The goal of this course is to present the major myths of Jewish history in a cultural perspective. The myths will be read in their original context, and will be studied both as literary texts and as cultural ideas. The major Jewish myths: The creation of the world, The Deluge, the binding of Isaac, Solomon and the Queen of Sheba, The Ten Lost Tribes, the myth of martyrology (Kiddush ha-Shem), The Diaspora and "out of Gheto", the few against the many, the Masada myth and the "Ingathering of the Diaspora", are the main texts we will discuss. The comparative aspect of the study of myths is essential, and we shall read parallel myths from other cultures and learn how their reading affects their interpretation. We shall try to understand that most of these myths are expressions of the human spirit of Judaism, that have almost nothing with the religious world that Jewish society was part of.

Syllabus:

1. What is myth? Definitions, meanings, functions. The myths in native cultures, oral and written myths. The meaning of myth in contemporary cuture.
2. The myth in Judaism. How can myths exist in a monotheistic religion? Ealy Jewish myths and modern Jewish myths.
3. The myth in the Hebrew Bible (1): The creation of the world and the Garden of Eden. Changing variants of the myths. The creation of the first woman: Lilith and Eve.
4. The myth in the Hebrew Bible (2): The myths of the Tower of Babel and the myth of the Noah and the Deluge. The multi-variants of the myths. The Ancient Near-Eastern origins of the myths. The universal meaning of the myths.
5. The Binding of Isaac: the biblical background. The traditional interpretations and modern meanings of the myth. Can we approach critically this myth?
6. Later developments of the Binding of Isaac: the rewritten versions in the Midrash and the creative interpretation in the Middle-Ages. New approaches to this myths and their meaning.
7. Solomon and the Queen of Sheba: Gender considerations in Jewish myths. How did gender tensions express themselves through myths? A comparative reading the myth of Solomon and the Queen of Sheba in Jewish and Arabic versions.
8. The Myth of the Ten Lost Tribes: Reading Utopia in Jewish Culture. The history of this myth from Talmudic times to modern Israel. The changing meanings of the myth, and the wish fulfillment of Jewish society expressed through it.
9. The myth of Mystical Safed. The renewal of Jewish culture and life in the Upper Galilee in the 16th century. The function of the myth of Safed as spiritual drive in Palestine of early modern time.
10. The legends of Ari: Magic, life and wandering in Safed of the 16th and 17th century. Safed in modern Hebrew literature and its influence on modern Israeli culture.
11. The myths of Modern Israel (1): The Masada myth: The historical and geographical background of the myth. The uses of the myth for the ideal of heroism and active force in Israeli culture.
12. The myths of Modern Israel (2): The Sabra and the new Israeli. The negation of the diaspora vs. Israel as myth. Developments of the idea of the "native-born" Israeli and its meanings for Israeli culture.
13. Jewish Culture as a history of its myths: The humanistic and universal meaning of Jewish myths: a summary.
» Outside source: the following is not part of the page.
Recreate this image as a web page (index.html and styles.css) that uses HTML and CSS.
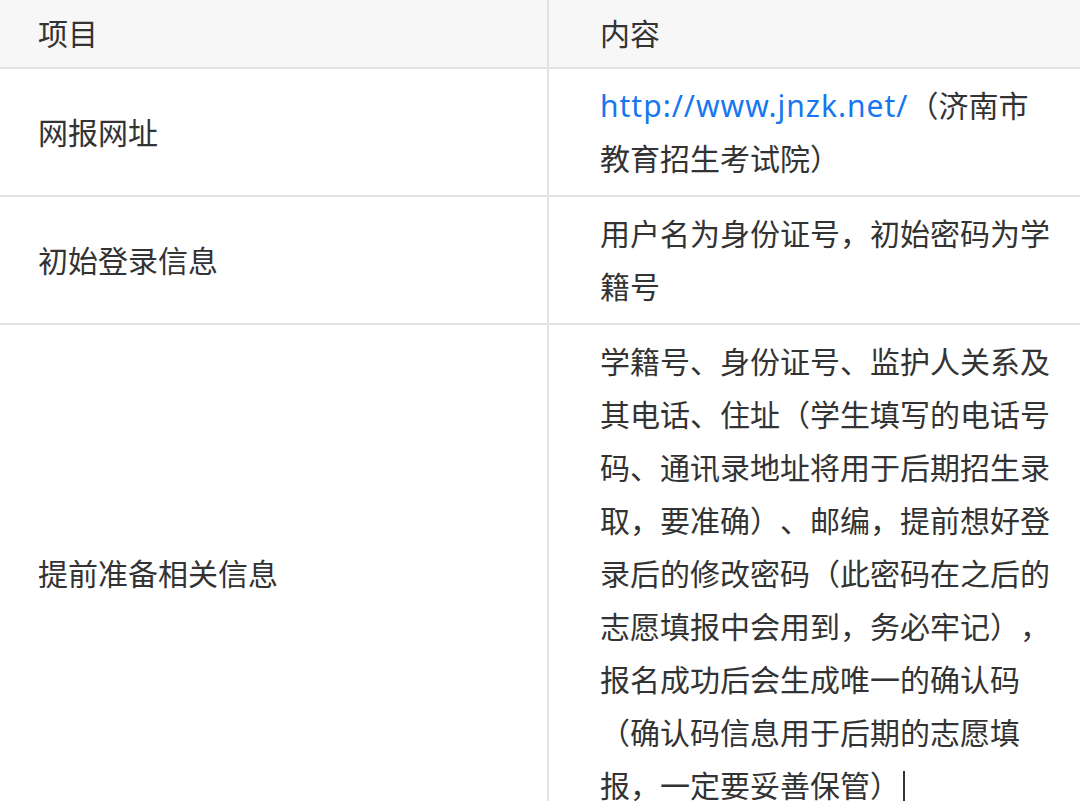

Select Bibliography (in English):

Abramson, Glenda, Modern Jewish Mythologies, Cincinnati 2000, pp. 1-14.
Ben-Yehuda, Nachman, The Masada Myth: Collective Memory and Mythmaking in Israel, Madison 1995.
Doty, William G., Mythography: The Study of Myths and Rituals, Tuscaloosa and London 2000, pp. 305-335.
Dundes, Alan (ed.), Sacred Narrative: Readings in the Theory of Myth, Berkeley 1984.
Fishbane, Michael, Biblical Myth and Rabbinic Mythmaking, Oxford 2003, pp. 63- 94.
Schwartz, Howard, Tree of Souls: The Mythology of Judaism, Oxford 2004.
Zerubavel, Yael, Recovered Roots: Collective Memory and the Making of Israeli National Tradition, Chicago 1995, pp. 192-238.